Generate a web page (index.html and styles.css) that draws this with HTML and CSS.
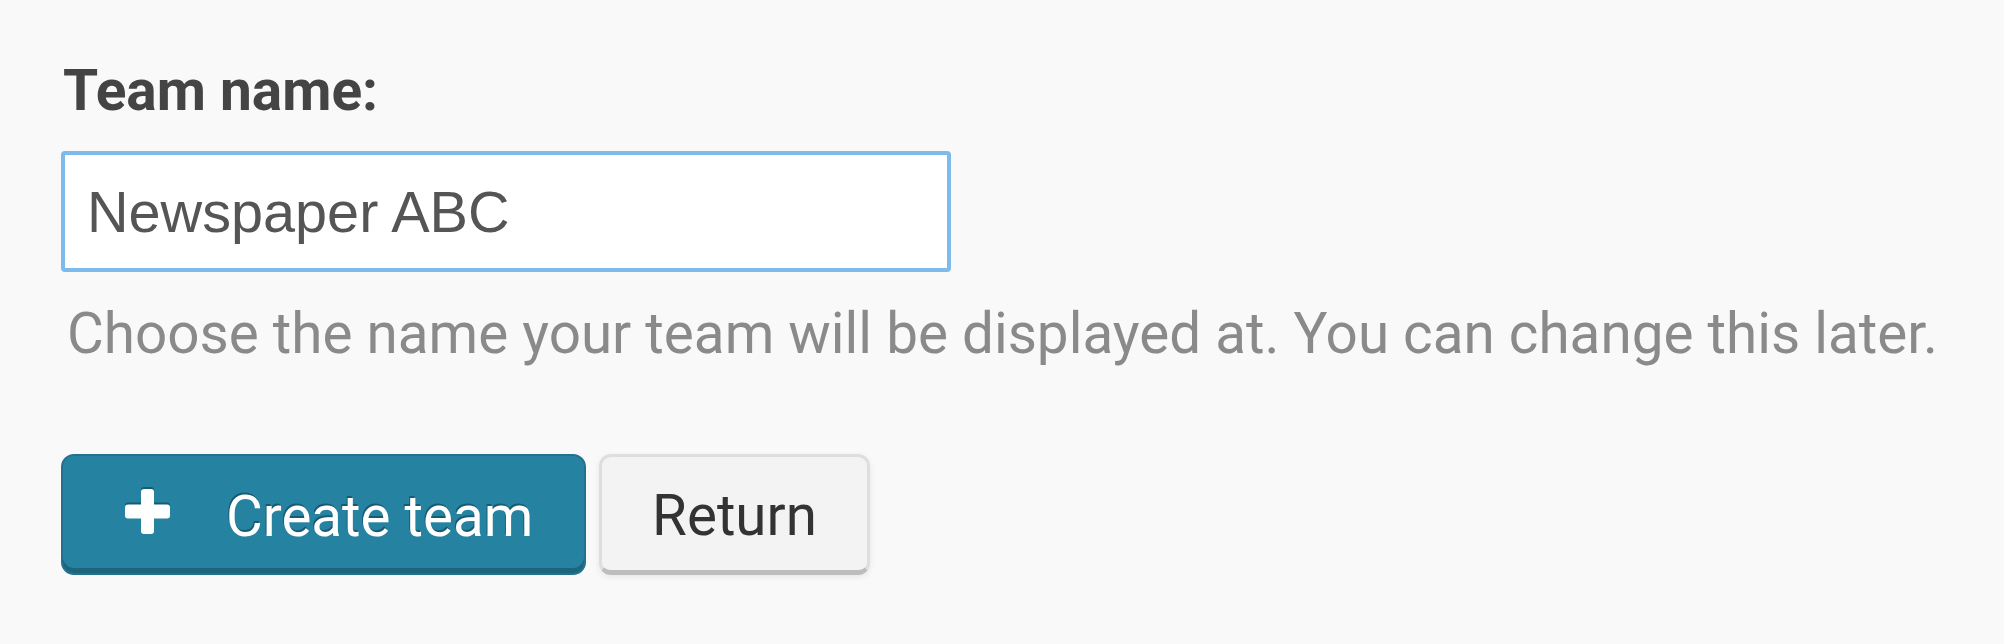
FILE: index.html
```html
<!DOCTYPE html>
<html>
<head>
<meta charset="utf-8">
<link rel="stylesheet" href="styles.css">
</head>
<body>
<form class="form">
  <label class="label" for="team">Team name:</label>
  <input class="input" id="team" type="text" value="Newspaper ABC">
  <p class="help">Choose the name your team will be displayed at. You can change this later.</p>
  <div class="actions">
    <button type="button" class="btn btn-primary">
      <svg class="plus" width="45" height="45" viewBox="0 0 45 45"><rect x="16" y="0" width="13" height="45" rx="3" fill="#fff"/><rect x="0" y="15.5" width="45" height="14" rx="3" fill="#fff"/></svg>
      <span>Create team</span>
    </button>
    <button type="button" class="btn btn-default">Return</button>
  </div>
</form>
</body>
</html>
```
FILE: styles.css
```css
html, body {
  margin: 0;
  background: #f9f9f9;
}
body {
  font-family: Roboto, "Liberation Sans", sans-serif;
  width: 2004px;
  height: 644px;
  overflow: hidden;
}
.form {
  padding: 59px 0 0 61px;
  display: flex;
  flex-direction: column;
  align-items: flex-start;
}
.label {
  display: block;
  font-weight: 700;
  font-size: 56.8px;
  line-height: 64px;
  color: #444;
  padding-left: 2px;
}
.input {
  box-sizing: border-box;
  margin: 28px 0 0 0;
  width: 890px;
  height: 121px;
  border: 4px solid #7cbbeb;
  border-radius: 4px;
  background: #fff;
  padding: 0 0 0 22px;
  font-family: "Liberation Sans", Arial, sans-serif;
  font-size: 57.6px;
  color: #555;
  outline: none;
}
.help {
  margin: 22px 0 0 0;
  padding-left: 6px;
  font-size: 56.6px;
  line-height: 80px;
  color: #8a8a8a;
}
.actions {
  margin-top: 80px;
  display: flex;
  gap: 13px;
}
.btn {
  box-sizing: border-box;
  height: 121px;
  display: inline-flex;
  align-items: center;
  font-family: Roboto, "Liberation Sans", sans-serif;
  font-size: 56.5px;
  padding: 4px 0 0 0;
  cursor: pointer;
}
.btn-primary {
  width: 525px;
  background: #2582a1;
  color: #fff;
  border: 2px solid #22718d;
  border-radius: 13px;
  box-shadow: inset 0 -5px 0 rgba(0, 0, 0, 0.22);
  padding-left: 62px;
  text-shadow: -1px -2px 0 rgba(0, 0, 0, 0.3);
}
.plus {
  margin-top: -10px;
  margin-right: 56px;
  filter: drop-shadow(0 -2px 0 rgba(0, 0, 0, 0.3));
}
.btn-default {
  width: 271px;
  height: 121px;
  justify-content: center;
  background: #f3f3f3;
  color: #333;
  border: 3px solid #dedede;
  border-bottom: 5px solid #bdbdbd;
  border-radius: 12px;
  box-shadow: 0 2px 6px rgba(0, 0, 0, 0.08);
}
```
========
§ PROBLEM REQUIREMENTS: Only lines with the string "styles" belong in your answer; copy each one.

§ EXERCISE RESPONSE:
Generate a web page (index.html and styles.css) that draws this with HTML and CSS.
<link rel="stylesheet" href="styles.css">
FILE: styles.css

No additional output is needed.